Wednesday, 13 May 2020
The beauty in the Controlled Draw Pattern is that it can be finally a bliss for RED (Rear Eye Dominant) golfers -- yes, almost all things in golf favour either ambidextrous or LED (Lead Eye Dominant) players. Why ? Because golf is a side sport and the target is located at the lead side. For the first time we were lucky enough to invent a procedure that is extremely easy for RED majority of golfers, but first of all, introduces almost full automatism to the setup procedure and, therefore, makes the Controlled Draw Pattern in the Senior Swing almost fully setup dependent motion.
As we already know, two very important features must be obtained before the swing motion begins -- increased spine tilt and closed shoulders line in relation to the target line. We can have both in the same time when creating it becomes second nature, but let us examine them step by step. Please take a serious look at the following diagrams and descriptions:
a. closed shoulders phase
we need to stand neutral in relation to the target while placing the ball exactly below the rear eye, then close the shoulder line and the whole torso in relation to the target line; we observe that by doing that the relation between the ball position and our eyes changes to a more centered one between the rear and the lead eye; we mentioned earlier also a valid hint for RED golfers who would like to depend the amount of shoulder girdle closure -- just try to look at the target binocularily "through your nose" with your rear eye
b. increased axis tilt phase
when we increase axis tilt more than the primarily achieved because of lower position of the rear hand on the grip the relation between the ball position and our eyes changes to almost under-the-lead-eye one; this is the position from which we start the motion; remember to use a more linear trigger in this case
As mentioned, both phases can be executed simultaneously and, moreover, we can easily learn to match the procedure to the club length and projected action ad hoc. When we need the flat spot to begin earlier (as e.g. in case of driver shots) the axis should be more increased, even to the position of the lead eye behind the ball. Conversely, when we need the flat spot to begin later (as e.g. in case of punch shots) the axis should remain as in the closed shoulders phase.
A very good idea is just trying to look what is below the ball's equator with the lead eye before the trigger compression phase while not letting lose this below-equator view with binocular vision after the body downswing shift until impact. Interestingly, the ball position in the downswing phase after the Horizontal Guillotine Effect practically returns to the rear eye over the ball while having the lead side wide and the rear side narrow (as explained in the last article), however in terms of binocular vision we can still see the dimples below equator till the end, i.e. losing the ball image which happens to all of us in various phases of the late downswing.

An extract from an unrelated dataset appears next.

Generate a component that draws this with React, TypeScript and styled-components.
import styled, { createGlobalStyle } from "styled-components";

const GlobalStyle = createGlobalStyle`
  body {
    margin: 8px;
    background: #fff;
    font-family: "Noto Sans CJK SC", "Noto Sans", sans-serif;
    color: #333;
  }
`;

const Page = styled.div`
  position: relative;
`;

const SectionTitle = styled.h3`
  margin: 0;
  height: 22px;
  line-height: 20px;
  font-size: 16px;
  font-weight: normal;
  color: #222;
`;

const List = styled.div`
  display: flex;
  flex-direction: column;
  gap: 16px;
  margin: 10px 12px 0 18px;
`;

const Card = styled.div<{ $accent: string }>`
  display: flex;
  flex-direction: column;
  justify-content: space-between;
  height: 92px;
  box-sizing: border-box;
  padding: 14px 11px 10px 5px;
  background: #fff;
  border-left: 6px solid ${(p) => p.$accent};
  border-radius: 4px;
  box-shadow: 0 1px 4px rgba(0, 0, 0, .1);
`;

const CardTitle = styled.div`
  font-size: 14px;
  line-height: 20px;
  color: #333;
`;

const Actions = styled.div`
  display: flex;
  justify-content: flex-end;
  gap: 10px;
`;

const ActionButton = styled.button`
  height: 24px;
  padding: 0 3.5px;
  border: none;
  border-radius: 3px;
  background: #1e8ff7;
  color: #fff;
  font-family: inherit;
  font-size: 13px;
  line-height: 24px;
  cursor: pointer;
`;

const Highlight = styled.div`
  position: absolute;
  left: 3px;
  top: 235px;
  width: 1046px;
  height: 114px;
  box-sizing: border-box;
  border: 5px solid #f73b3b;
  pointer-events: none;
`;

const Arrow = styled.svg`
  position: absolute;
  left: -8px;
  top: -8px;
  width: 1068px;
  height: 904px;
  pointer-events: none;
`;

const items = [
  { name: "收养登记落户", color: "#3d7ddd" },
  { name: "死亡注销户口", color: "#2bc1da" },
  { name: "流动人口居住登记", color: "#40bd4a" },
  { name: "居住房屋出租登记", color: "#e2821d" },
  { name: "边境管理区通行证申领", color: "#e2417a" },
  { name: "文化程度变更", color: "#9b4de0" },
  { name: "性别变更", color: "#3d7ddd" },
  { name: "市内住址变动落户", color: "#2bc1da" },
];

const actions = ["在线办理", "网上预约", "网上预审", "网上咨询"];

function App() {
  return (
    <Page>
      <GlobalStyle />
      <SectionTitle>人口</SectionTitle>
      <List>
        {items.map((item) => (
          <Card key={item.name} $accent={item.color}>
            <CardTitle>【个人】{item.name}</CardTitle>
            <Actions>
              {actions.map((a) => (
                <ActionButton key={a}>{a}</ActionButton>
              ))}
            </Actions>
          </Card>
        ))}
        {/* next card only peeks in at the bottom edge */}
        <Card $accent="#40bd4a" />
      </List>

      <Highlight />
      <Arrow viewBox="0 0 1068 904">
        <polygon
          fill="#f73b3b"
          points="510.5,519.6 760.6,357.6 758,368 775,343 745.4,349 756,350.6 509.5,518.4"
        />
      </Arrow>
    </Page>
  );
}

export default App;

Last but not least, some nuances referring to the set-up procedure in the Controlled Draw Pattern.
First, it is worth mentioning that we are in a position to proceed the combined closed shoulders and increased tilt phases from the ground up using the old but gold procedure of presetting of the rear leg ankle and knee joints (please refer to the 'Setting the Swing Motion' article from the year 2010) aiming at anchoring our feet well and, therefore, at easing the WAB into SWAB phenomenon (please refer to the 'Solutions to Lengthen the Flat Spot. Part 3. Controlling Up and Down Movements: the Spine' article).
Both legs can be subdued to preset if it helps to anyone but, of course, the most important is the rear leg and its joints. The difference is that we now need to care about the senior and less agile golfers who tend to have weaker legs and, therefore, we need to create more effective shear forces, the more we do need as less flexed legs in the knees as possible (because of desirable limitations in the horizontal plane).
Take a look at the view from the above onto the rear foot -- while presetting the knee and ankle joints it is of crucial importance to open it slightly then raise the toes and rotate them to the outside creating the very firm outside border of the rear foot.
Secondly, it is crucial to control the lead side firmness (please refer to the 'Firm Lead Side in the Impact Zone' both articles) which might be easily done via the lead hip fixed extension procedure. The bigger the fixed extension is the tendency to excessive draws is limited and viceversa, without so firm the lead side it is much easier to turn in the impact zone and add some to the draw numbers. We would personally firm up the lead side for small push draws that tend to end at the right of the target while loosing it a bit for draws that end to the left of the target. An advanced player would also use it for programming the height of the ball flight as well as merge the amount of firmness with the length of the clubs.